Around 357,000 oyster spat were stocked, having been first placed on the Solar Oyster Production System (SOPS) – a solar-powered platform located in Baltimore Harbor – eight months ago.
While survival rates on oyster farms can vary drastically, Solar Oysters says that survival rates of over 90 percent have been observed consistently on their system. This uses clean energy via roof-mounted solar panels to power rotation of oyster cages. By rotating vertically through the water column, oysters have access to more abundant food sources and exposure to sunlight when out of the water for periods of time to reduce fouling.

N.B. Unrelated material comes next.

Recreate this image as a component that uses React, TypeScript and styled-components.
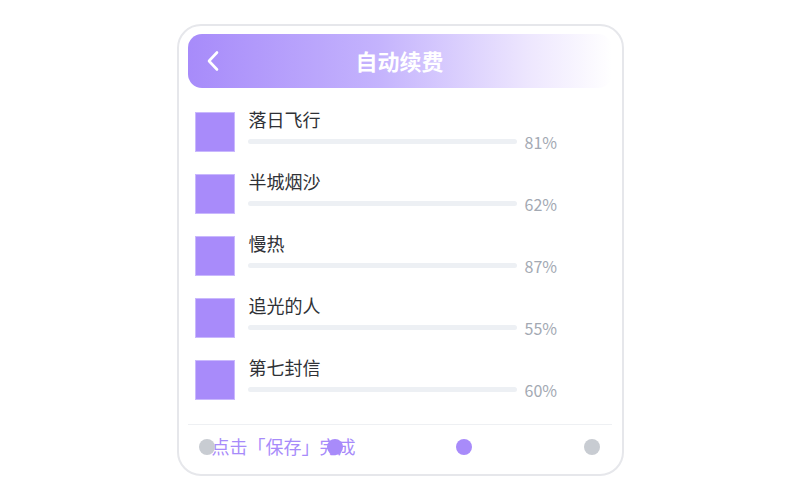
import React from "react";
import styled, { createGlobalStyle } from "styled-components";

const GlobalStyle = createGlobalStyle`
  html, body {
    margin: 0;
    padding: 0;
    background: #ffffff;
    font-family: "Noto Sans CJK SC", "Noto Sans", sans-serif;
  }
`;

const Page = styled.div`
  display: flex;
  justify-content: center;
  padding-top: 24px;
`;

const Card = styled.div`
  width: 447px;
  height: 452px;
  box-sizing: border-box;
  border: 2px solid #e6e7eb;
  border-radius: 24px;
  padding: 8px 10px 0 9px;
  display: flex;
  flex-direction: column;
`;

const Header = styled.div`
  height: 54px;
  border-radius: 14px;
  background: linear-gradient(90deg, #a78bfa 0%, #c4b3fd 45%, #ede6fe 80%, #ffffff 100%);
  display: grid;
  grid-template-columns: 60px 1fr 60px;
  align-items: center;
`;

const Back = styled.div`
  padding-left: 18px;
  display: flex;
  align-items: center;
`;

const Title = styled.h1`
  margin: -2px 0 0;
  text-align: center;
  color: #ffffff;
  font-size: 22px;
  font-weight: 700;
  line-height: 26px;
`;

const List = styled.div`
  margin-top: 24px;
  display: flex;
  flex-direction: column;
  gap: 22px;
  padding-left: 7px;
`;

const Row = styled.div`
  display: flex;
  gap: 13px;
`;

const Cover = styled.div`
  width: 40px;
  height: 40px;
  box-sizing: border-box;
  background: #a88bfa;
  border: 1px solid #c9b8fd;
`;

const Info = styled.div`
  display: flex;
  flex-direction: column;
  gap: 11px;
`;

const Name = styled.div`
  font-size: 18px;
  line-height: 18px;
  margin-top: -2px;
  color: #2f3136;
  padding-left: 1px;
`;

const Meter = styled.div`
  display: flex;
  align-items: flex-start;
  gap: 8px;
  height: 5px;
`;

const Track = styled.div`
  width: 269px;
  height: 5px;
  border-radius: 3px;
  background: #edf0f4;
`;

const Percent = styled.span`
  font-size: 16px;
  line-height: 16px;
  margin-top: -5px;
  color: #a3a9b3;
`;

const Footer = styled.div`
  margin-top: 24px;
  border-top: 1px solid #eef0f3;
  position: relative;
  height: 44px;
  display: flex;
  align-items: center;
  padding-left: 24px;
`;

const Hint = styled.span`
  font-size: 18px;
  line-height: 20px;
  margin-top: -2px;
  color: #a78bfa;
`;

const Dots = styled.div`
  position: absolute;
  left: 11px;
  right: 11px;
  top: 14px;
  display: flex;
  justify-content: space-between;
`;

const Dot = styled.span<{ active: boolean }>`
  width: 16px;
  height: 16px;
  border-radius: 50%;
  background: ${(p) => (p.active ? "#a88bfa" : "#c8ccd2")};
`;

const songs = [
  { name: "落日飞行", pct: 81 },
  { name: "半城烟沙", pct: 62 },
  { name: "慢热", pct: 87 },
  { name: "追光的人", pct: 55 },
  { name: "第七封信", pct: 60 },
];

const App: React.FC = () => {
  return (
    <>
      <GlobalStyle />
      <Page>
        <Card>
          <Header>
            <Back>
              <svg width="14" height="22" viewBox="0 0 14 22">
                <polyline
                  points="11,2.5 3,11 11,19.5"
                  fill="none"
                  stroke="#ffffff"
                  strokeWidth="2.6"
                  strokeLinecap="round"
                  strokeLinejoin="round"
                />
              </svg>
            </Back>
            <Title>自动续费</Title>
            <span />
          </Header>
          <List>
            {songs.map((s) => (
              <Row key={s.name}>
                <Cover />
                <Info>
                  <Name>{s.name}</Name>
                  <Meter>
                    <Track />
                    <Percent>{s.pct}%</Percent>
                  </Meter>
                </Info>
              </Row>
            ))}
          </List>
          <Footer>
            <Hint>点击「保存」完成</Hint>
            <Dots>
              <Dot active={false} />
              <Dot active />
              <Dot active />
              <Dot active={false} />
            </Dots>
          </Footer>
        </Card>
      </Page>
    </>
  );
};

export default App;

“This technology has the potential to shift the oyster aquaculture industry by reducing labor while producing healthy oysters for both restoration and consumption. The Solar Oyster Production System’s automatic oyster cage rotation system dramatically increased oyster survival versus oysters sitting stationary,” said SOPS platform manager Emily Caffrey in a press release.
“The more oysters that can be grown, the faster we can improve the bay’s water quality, and oyster farmers will have more product to sell at market,” she continued.
Oysters improve water quality by filtering water as they feed, removing excess harmful nutrients and increasing water clarity as well as creating habitat for native fish species. This is why the initiative was undertaken in partnership with the Chesapeake Bay Foundation (CBF), with funding from the Abell Foundation.
The CBF and the Chesapeake Oyster Alliance have an ambitious goal of adding 10 billion oysters to the bay by 2025.
“New technologies such as SOPS give us the ability to think innovatively and increase oyster production to help us achieve this goal. Over the past two years, we were able to increase the numbers of oysters grown in Baltimore Harbor by more than 60 percent by working with Solar Oysters,” said CBF’s oyster restoration coordinator, Kellie Fiala.